The second recent Hulk film was sort of sequel, sort of reboot. There's talk of a new origin-of-Superman film. A new Fantastic Four Movie doesn't seem unlikely. We just had a GI Joe movie.
I've wondered if the recent rush to superheroic/SF-ish movies, the desire to maximize properties, and the fact only some of the big superhero/SF/nostalgia properties have big name recognition means that past a certain point people will stop caring.
If there's a new Superman origin film, DO I care? Do I care about yet another Fantastic Four film after the family-friendly last two and the interesting short-lived animated series? There's what, perhaps three or more merchandisable cartoons left to be remade (Thundercasts? Centurions?)? Yes people watched Iron Man (arguably a not-quite first string Marvel character), they might like Thor, but beyond that who can they make movies of that will garner the name recognition desired for maximum profits?
There's this big rush to maximize and remake properties in their various forms, comics to movies, cartoons to movies, etc. There's only so many properties that guarantee big returns and recogntion.
I also wonder at what point will people stop caring?
There's been enough Superman stories, Batman stories, etc. We've seen Spiderman in gods know how many incarnations. I rather get the impression we didn't even need a second Transformers film.
As global markets make more and more properties available, as people have more entertainment and cultural options, I wonder if (in about the next decade), this high-profile keep-filming-the-recongizable-big-names is going to fall flat. I probably had more fun with the odd Taiwanese semi-Western superhero film "Mercury Man" than I would with some of the recent big releases (if only because it had a transgendered martial-arts using fashion designer, AND a superhero fight with two elephants).

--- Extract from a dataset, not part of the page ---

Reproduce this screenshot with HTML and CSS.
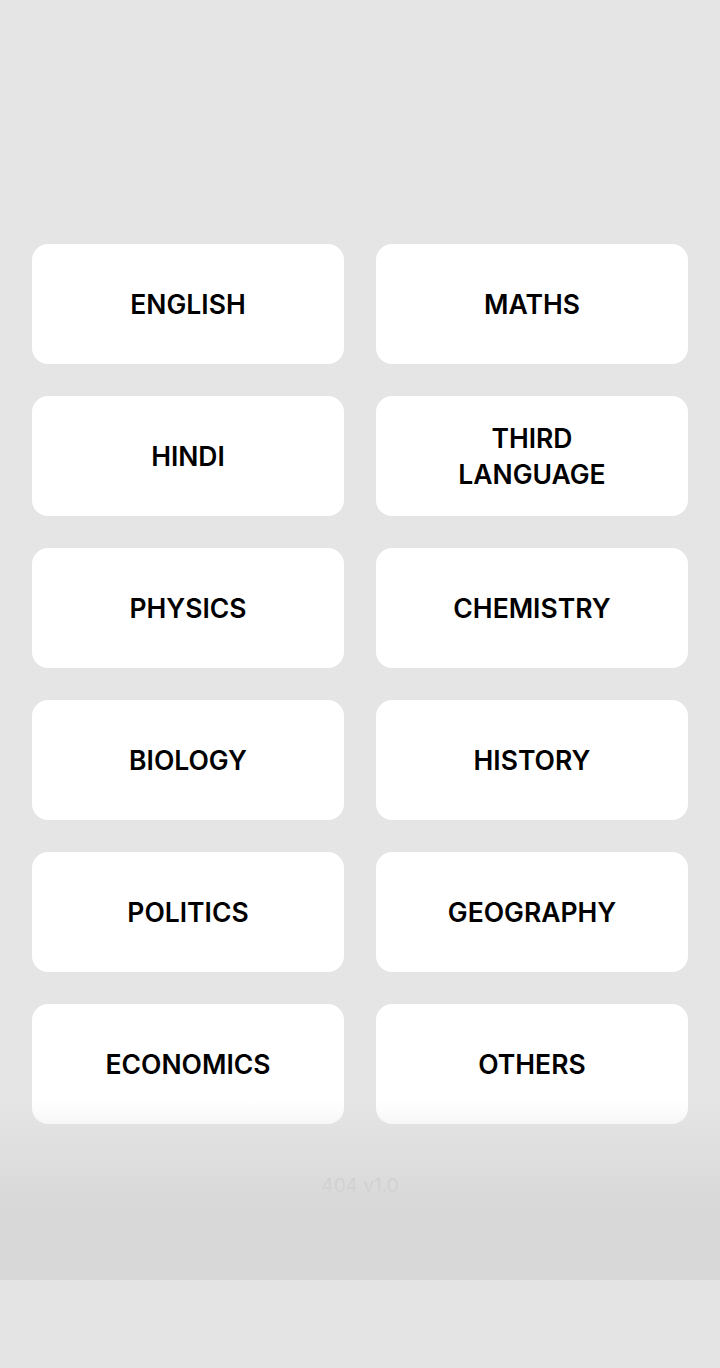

We can only keep doing the same thing over and over so much before people get bored.
For those of us in the geekonomy, if I am indeed on to something as opposed to ranting, it likely means increased interest in smaller and more unusual media properties. People can more and more easily find what they want exactly – and the big blockbuster events may not be what they want, and they may stop caring.
My theory is that the internet and globalization increase the ability for people to find what they want – and constant remakes and re-adaptions are boring. For those of us in the Geekonomy, be ware and aware of what this means – and the opportunities for things.